In 1984, Michael Buerk for the BBC stood in Ethiopia, by the wall that separated those who would live from those who would die.

Today, we are confronted by a blur of young, black faces, crawling with flies, too common to be distinctive.

The ubiquity of Third World crises has spawned the notion of "donor fatigue" and news editors ask of their correspondents: "Where's the edge? What's different?"

The idea of going to Kenya to report on a campaign for a long-term approach to emergencies, albeit amid the destitute, starving and the thirsty in the Northwest — while tourists enjoyed the holiday resorts in the East — was not an easy sell.

But ITV News is going and will report on a people living on the edge.

We'll witness livestock replenishment, where 80 per cent of animals have died in recent droughts, destroying food, milk and wealth at a stroke.

We will see water supply work — boreholes, wells and storage networks — where drought condemns thousands to the brink of death.

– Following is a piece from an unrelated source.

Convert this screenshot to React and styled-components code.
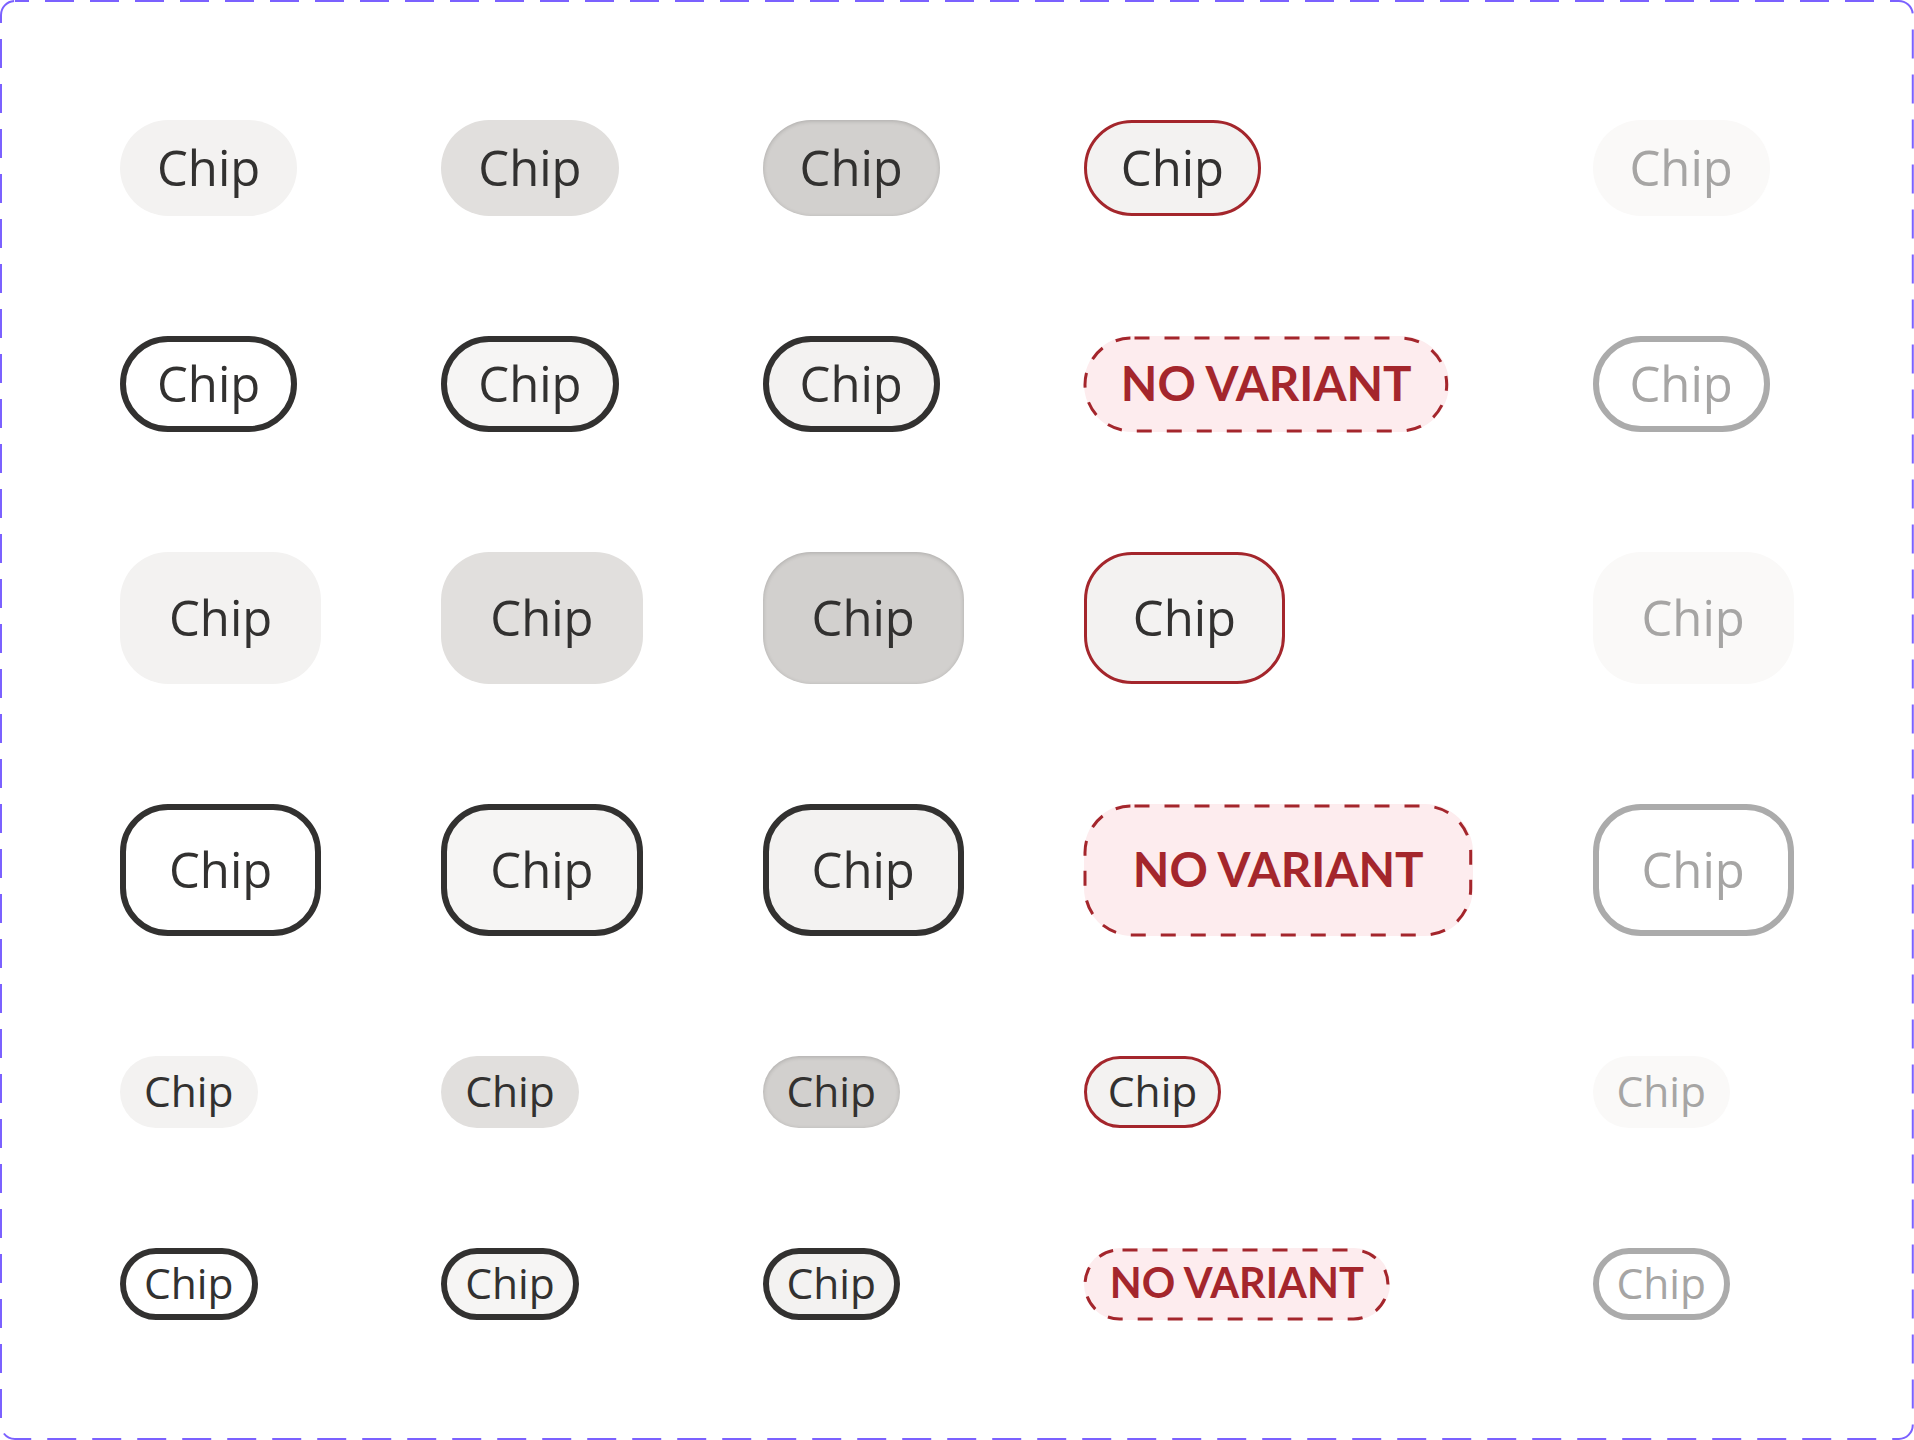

And we will analyse the emergence of co-operatives, restoring economic power to the downtrodden, rural nomads in a way reminiscent of the movement in Victorian England that empowered urban artisans and rural workers a century and a half ago.

These are just three examples of the strategy the charity CARE International, of which I am a patron, wants adopted.

The sticking-plaster approach of millions of dollars, lobbed at a crisis as its images and emotional challenge hit our screens, has an effect. But it is not having a durable effect. This strategy might.

Buerk redefined "RI" (reporter involvement) — the zenith of "show and tell" TV. But he fired a new debate, about which John Simpson and Jon Snow have both written eloquently in their autobiographies.

Reporters are finding it increasingly hard to stand and look on. The crucial limitation of impartiality is hard to hold to when confronted with another dying child, dispossessed family or abandoned mother whose man has been forced to become a 21st century "hunter-gatherer".

Geldof and Bono take well-earned praise for Band Aid, Live 8, debt relief and a growing, global consciousness. But Buerk lit the fuse.

Today's reporters wrestle with finding ways of describing plans for the long-term cure. It will be a much tougher call. But it is a vital call for journalists and for the starving."